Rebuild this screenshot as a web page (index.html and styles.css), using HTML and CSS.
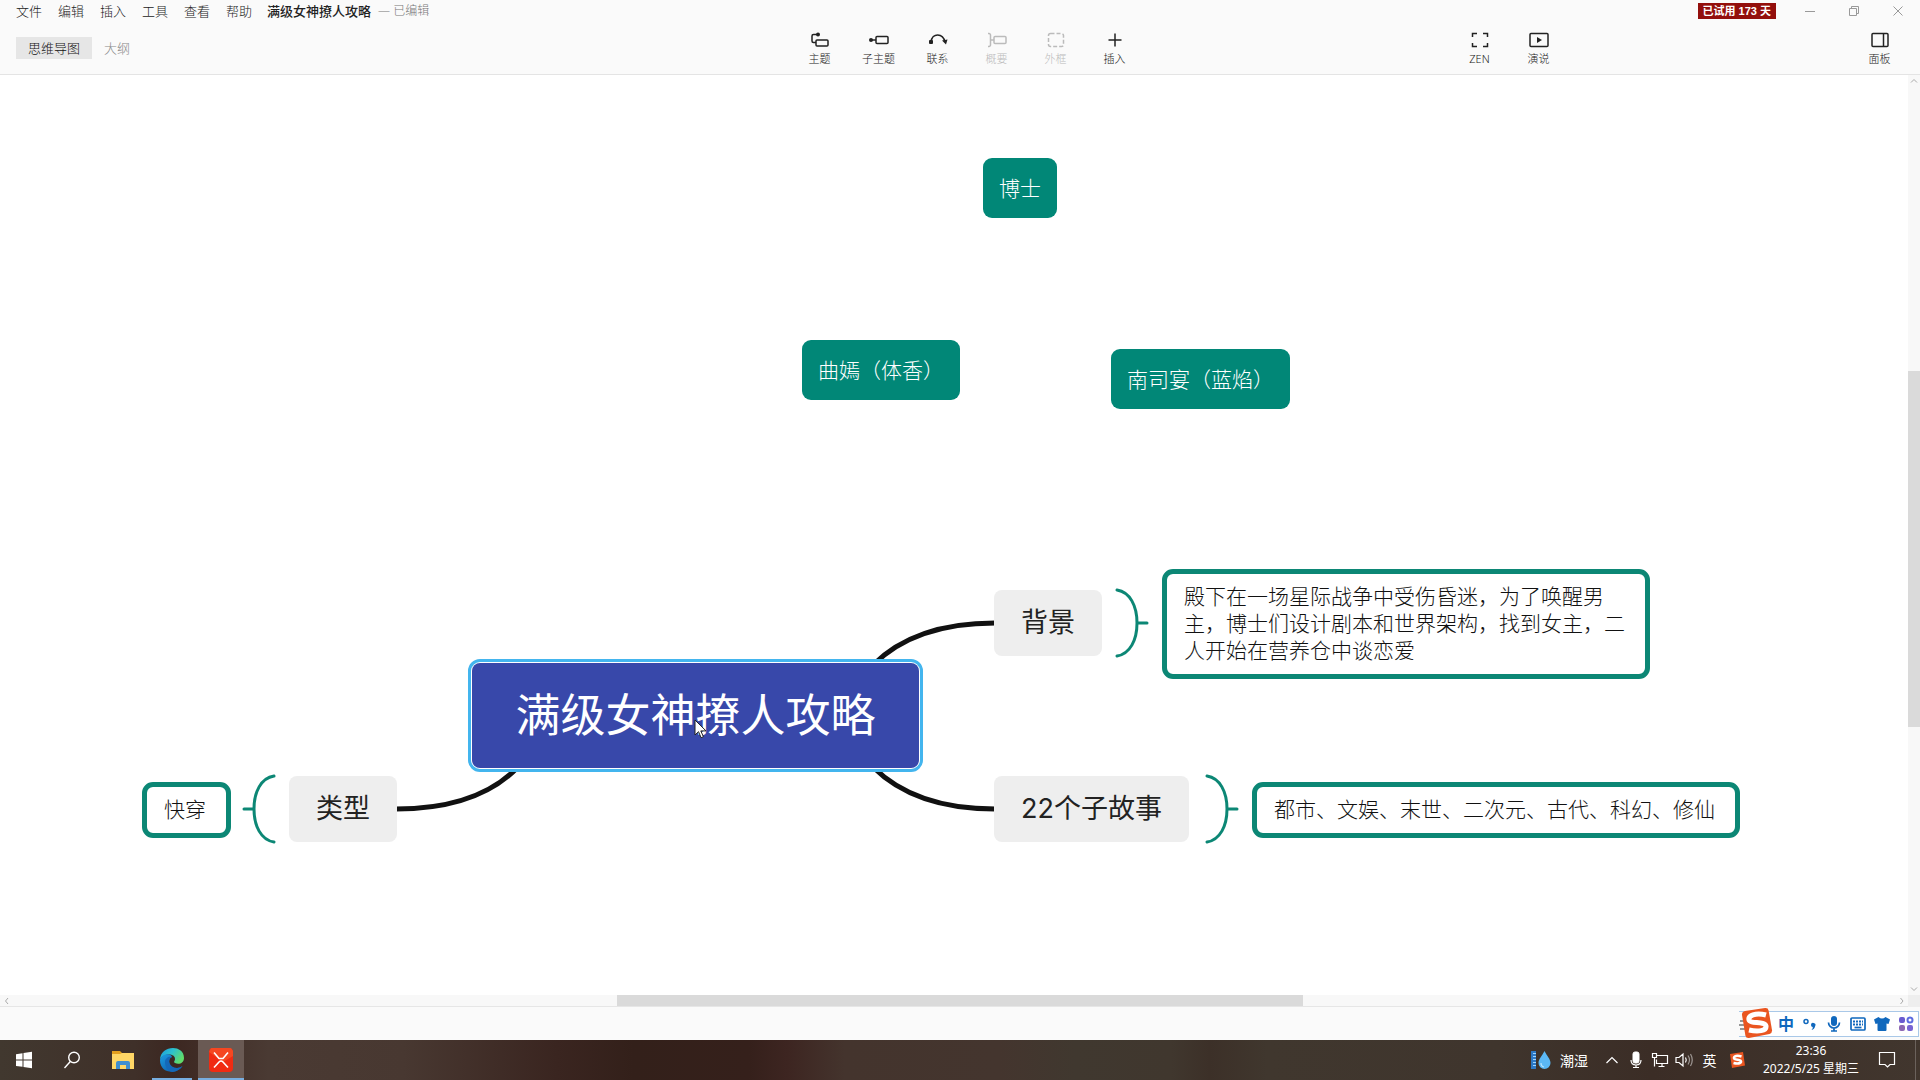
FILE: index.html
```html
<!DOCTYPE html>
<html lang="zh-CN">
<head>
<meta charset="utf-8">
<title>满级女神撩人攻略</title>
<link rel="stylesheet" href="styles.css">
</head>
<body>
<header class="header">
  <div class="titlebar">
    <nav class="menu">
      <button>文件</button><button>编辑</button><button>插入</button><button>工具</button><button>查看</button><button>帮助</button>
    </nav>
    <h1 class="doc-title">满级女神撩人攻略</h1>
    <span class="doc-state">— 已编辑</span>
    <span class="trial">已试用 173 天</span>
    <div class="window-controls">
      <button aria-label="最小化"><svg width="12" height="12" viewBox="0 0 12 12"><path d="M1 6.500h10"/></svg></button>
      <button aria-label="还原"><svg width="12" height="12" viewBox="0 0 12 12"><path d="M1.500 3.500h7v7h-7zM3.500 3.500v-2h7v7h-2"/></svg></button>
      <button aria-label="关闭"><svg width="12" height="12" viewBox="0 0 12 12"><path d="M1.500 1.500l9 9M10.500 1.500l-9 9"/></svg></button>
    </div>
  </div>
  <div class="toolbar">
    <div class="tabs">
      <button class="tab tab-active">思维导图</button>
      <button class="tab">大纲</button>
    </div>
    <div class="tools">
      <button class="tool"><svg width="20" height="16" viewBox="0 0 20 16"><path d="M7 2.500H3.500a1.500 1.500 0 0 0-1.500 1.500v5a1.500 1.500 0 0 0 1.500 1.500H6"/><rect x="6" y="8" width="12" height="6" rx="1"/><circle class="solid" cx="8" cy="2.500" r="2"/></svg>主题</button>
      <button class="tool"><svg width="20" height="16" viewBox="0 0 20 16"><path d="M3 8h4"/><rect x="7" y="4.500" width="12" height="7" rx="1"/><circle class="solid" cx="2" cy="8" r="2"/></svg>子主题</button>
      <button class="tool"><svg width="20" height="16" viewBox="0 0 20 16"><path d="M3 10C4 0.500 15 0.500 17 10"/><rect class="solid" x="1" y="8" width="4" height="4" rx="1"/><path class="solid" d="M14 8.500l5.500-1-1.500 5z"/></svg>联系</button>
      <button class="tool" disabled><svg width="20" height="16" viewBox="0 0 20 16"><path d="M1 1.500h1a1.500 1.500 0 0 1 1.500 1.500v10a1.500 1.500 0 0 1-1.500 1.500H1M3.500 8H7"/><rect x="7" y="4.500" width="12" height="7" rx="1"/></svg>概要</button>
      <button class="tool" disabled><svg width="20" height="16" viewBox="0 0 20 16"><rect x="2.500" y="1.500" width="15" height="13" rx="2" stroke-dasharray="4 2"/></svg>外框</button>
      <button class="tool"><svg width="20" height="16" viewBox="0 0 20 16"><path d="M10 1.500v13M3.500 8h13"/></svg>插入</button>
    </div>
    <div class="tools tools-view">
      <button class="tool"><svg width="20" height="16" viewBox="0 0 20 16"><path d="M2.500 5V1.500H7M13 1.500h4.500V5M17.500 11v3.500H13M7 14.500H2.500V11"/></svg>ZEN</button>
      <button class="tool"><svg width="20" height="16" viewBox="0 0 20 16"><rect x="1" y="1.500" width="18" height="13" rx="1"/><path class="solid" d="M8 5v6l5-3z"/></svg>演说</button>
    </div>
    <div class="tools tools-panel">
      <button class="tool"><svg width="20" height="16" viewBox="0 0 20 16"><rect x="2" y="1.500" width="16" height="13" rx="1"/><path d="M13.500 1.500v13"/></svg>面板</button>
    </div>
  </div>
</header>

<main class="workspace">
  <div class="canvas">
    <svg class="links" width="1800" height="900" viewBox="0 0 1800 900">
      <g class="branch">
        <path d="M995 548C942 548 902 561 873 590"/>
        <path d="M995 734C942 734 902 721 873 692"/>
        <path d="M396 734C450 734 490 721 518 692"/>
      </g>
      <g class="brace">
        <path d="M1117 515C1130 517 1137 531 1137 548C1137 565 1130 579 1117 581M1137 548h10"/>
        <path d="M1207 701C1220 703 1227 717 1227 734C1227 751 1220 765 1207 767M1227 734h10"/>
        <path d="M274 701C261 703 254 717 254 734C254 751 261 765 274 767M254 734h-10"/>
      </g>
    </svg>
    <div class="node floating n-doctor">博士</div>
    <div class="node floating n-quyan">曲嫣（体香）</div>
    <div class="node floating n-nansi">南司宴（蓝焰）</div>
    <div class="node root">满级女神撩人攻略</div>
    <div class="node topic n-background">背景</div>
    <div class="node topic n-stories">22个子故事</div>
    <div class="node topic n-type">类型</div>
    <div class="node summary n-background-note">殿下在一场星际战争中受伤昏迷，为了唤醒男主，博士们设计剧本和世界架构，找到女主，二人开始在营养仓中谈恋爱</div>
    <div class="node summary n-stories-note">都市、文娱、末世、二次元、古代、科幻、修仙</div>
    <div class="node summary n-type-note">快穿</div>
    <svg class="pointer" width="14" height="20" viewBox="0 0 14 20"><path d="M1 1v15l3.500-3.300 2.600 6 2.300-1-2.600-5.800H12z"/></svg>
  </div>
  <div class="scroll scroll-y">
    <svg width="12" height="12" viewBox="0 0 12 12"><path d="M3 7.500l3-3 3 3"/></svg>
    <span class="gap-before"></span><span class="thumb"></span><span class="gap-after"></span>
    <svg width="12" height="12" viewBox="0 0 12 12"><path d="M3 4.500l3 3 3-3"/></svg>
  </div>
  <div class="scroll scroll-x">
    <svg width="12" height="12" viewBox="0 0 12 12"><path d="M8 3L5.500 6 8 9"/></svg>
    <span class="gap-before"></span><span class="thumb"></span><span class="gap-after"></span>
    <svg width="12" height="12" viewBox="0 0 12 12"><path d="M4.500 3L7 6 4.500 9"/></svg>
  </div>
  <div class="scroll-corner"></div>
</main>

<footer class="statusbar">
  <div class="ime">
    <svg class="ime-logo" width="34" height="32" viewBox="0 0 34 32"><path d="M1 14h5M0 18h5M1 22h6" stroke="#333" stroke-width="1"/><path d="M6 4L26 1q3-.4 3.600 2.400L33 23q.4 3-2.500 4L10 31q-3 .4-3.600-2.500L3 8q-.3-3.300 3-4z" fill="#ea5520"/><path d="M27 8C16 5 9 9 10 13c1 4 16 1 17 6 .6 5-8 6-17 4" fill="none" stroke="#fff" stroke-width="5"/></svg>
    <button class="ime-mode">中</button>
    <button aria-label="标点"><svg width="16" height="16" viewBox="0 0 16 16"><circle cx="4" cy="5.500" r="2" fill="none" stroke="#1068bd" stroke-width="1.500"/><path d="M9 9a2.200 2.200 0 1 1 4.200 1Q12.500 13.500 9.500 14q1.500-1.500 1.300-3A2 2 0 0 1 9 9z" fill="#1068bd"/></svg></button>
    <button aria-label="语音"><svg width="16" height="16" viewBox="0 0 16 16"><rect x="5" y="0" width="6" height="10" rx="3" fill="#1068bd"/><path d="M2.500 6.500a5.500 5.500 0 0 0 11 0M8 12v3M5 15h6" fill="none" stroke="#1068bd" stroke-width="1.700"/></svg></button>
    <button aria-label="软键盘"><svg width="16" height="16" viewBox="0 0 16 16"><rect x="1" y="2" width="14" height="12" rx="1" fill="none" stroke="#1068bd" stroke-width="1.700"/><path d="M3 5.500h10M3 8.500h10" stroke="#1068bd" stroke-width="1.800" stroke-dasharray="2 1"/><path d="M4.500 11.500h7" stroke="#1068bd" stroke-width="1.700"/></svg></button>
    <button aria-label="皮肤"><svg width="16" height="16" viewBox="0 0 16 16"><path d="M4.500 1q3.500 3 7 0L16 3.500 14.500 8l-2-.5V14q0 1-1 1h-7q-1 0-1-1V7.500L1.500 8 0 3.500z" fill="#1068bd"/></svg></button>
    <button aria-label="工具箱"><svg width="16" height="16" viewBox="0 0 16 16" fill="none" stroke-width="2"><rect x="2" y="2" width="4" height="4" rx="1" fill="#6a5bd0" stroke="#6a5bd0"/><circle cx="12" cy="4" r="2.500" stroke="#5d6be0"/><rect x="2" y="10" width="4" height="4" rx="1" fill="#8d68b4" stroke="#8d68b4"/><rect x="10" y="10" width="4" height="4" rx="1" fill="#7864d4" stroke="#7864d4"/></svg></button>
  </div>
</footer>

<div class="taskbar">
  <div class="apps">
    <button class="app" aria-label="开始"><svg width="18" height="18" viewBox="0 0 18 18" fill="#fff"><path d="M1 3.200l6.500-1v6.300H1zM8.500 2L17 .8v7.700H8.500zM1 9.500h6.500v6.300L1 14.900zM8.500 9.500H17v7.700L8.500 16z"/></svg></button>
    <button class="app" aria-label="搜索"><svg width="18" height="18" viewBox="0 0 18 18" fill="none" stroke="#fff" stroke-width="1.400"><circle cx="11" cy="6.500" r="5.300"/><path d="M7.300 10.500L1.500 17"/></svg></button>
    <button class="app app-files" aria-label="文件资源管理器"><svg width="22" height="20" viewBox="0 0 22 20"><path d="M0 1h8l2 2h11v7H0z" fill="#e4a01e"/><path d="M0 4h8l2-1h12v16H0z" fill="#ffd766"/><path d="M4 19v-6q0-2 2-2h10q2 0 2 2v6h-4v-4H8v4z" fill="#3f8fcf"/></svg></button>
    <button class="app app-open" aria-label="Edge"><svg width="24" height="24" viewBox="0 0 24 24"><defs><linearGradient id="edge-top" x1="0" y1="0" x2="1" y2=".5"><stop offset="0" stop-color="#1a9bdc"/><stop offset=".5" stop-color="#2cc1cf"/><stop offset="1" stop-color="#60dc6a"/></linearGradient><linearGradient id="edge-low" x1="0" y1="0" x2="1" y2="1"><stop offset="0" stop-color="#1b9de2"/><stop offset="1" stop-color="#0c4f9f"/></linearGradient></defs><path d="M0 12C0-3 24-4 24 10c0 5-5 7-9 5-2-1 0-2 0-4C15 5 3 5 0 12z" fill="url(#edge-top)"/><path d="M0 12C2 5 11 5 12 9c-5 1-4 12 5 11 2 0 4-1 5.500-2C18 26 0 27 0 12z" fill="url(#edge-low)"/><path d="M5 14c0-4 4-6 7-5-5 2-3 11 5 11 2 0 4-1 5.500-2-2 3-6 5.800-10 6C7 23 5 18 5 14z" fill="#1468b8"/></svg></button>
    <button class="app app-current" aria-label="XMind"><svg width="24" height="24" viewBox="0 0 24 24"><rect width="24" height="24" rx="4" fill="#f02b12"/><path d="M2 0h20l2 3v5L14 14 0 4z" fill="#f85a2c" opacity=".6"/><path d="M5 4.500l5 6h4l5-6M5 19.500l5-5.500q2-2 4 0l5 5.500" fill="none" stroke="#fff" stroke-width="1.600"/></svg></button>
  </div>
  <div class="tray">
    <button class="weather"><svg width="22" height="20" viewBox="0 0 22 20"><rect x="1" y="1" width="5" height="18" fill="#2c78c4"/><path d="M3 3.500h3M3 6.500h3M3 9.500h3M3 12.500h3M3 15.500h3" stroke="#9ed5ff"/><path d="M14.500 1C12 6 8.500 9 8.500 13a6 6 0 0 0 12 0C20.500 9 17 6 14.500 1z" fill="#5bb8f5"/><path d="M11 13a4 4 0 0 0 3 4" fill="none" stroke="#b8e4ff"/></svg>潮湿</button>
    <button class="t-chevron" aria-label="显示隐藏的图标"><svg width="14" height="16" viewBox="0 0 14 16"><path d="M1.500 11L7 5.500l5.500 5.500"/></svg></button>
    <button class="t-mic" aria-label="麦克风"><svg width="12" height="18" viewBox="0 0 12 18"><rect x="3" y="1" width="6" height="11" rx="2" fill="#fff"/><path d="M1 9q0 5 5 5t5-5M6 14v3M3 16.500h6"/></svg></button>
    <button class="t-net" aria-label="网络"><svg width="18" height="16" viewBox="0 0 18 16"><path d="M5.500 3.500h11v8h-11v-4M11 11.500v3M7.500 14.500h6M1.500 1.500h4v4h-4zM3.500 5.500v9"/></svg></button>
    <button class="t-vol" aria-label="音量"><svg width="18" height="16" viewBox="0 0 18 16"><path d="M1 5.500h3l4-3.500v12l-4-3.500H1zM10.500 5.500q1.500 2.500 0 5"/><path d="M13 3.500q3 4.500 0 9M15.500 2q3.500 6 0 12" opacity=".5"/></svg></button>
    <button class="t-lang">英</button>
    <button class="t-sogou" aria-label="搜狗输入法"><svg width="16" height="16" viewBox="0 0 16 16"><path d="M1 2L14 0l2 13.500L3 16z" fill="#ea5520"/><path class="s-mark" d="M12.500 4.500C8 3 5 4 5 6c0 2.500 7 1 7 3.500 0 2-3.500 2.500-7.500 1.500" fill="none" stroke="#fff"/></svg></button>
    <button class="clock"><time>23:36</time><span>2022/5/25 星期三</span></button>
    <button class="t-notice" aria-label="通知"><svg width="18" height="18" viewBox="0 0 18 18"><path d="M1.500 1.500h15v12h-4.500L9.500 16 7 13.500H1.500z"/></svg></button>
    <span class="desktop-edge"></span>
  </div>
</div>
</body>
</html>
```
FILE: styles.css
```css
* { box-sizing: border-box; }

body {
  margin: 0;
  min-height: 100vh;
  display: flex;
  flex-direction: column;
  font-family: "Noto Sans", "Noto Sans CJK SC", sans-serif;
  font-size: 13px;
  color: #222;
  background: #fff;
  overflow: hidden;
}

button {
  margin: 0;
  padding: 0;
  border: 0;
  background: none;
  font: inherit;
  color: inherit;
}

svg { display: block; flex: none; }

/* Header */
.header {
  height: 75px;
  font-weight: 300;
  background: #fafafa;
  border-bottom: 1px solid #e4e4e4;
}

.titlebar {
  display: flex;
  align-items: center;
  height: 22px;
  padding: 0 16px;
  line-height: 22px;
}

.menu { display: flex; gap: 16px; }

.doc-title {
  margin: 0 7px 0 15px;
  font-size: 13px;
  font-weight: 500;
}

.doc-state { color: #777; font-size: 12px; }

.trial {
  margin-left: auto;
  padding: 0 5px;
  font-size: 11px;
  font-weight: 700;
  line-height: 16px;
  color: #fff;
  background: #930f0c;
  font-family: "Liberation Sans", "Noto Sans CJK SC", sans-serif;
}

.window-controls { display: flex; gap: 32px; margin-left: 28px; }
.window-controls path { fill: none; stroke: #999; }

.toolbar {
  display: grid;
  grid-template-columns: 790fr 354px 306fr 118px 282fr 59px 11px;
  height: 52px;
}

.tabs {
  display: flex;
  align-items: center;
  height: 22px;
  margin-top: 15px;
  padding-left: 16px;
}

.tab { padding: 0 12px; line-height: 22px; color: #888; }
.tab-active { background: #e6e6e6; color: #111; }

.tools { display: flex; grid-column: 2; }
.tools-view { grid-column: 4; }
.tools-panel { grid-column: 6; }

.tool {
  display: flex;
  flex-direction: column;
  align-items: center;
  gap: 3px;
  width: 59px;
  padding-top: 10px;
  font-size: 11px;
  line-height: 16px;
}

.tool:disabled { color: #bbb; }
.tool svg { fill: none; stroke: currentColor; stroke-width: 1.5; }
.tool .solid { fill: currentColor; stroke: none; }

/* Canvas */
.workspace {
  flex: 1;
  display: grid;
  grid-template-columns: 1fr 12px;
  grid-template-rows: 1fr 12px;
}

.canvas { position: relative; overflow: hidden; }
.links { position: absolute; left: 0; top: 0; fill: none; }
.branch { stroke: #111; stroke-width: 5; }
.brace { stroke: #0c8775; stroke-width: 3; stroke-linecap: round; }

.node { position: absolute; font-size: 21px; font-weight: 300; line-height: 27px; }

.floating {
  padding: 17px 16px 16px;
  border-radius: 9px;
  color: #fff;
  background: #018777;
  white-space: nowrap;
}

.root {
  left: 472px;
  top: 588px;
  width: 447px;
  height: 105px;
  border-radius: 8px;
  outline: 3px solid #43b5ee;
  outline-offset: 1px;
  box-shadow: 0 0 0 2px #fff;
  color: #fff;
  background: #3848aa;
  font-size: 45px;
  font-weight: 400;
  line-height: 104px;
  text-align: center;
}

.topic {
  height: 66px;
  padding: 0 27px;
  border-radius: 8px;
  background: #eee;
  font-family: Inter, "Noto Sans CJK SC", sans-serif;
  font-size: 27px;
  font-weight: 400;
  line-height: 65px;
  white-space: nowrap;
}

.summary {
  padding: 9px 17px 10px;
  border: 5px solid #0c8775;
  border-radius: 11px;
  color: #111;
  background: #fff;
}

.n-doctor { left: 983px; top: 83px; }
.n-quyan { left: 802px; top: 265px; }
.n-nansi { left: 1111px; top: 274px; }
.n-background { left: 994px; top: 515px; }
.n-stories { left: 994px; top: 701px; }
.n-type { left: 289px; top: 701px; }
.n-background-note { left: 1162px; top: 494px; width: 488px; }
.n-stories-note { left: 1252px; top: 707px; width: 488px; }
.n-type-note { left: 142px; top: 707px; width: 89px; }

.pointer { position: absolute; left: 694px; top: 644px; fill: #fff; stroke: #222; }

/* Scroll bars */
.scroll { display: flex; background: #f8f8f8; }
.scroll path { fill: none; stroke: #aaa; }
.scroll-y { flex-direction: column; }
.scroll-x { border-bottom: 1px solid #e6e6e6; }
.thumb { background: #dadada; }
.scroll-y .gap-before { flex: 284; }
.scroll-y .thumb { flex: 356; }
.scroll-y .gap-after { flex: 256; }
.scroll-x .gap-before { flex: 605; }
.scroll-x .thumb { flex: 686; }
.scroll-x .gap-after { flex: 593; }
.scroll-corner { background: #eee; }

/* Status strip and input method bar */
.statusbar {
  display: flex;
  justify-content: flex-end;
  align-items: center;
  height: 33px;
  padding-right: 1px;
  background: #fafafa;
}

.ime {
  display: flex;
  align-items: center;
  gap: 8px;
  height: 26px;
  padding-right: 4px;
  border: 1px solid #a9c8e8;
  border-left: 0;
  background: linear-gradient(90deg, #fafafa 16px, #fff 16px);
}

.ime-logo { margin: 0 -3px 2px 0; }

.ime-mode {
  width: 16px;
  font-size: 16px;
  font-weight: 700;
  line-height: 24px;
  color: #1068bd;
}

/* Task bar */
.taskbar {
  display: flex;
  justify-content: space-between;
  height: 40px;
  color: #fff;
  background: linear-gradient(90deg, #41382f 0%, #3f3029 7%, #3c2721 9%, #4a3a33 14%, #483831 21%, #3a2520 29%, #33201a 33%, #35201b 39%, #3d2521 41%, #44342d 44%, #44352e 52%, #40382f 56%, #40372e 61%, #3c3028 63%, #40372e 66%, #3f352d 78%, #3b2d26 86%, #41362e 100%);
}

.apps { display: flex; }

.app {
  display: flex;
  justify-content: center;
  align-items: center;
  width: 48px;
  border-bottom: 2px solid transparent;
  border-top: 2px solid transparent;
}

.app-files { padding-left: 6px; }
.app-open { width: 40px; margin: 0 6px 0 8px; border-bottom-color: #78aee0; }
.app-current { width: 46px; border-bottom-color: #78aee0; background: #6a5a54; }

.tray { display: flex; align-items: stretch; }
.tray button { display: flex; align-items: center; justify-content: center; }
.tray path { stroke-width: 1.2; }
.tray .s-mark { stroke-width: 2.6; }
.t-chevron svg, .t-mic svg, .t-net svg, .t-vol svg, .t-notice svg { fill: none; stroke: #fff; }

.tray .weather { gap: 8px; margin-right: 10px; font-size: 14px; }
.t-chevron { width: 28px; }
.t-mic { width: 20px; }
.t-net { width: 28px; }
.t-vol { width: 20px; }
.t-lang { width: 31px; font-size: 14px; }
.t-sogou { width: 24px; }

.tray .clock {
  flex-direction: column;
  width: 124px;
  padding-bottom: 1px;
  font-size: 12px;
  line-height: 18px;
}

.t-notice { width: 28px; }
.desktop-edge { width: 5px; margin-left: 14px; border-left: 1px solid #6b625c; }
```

*Work to be completed:* Return, from the data, each line that has the word "styles" in it.

*Result of the exercise:*
Rebuild this screenshot as a web page (index.html and styles.css), using HTML and CSS.
<link rel="stylesheet" href="styles.css">
FILE: styles.css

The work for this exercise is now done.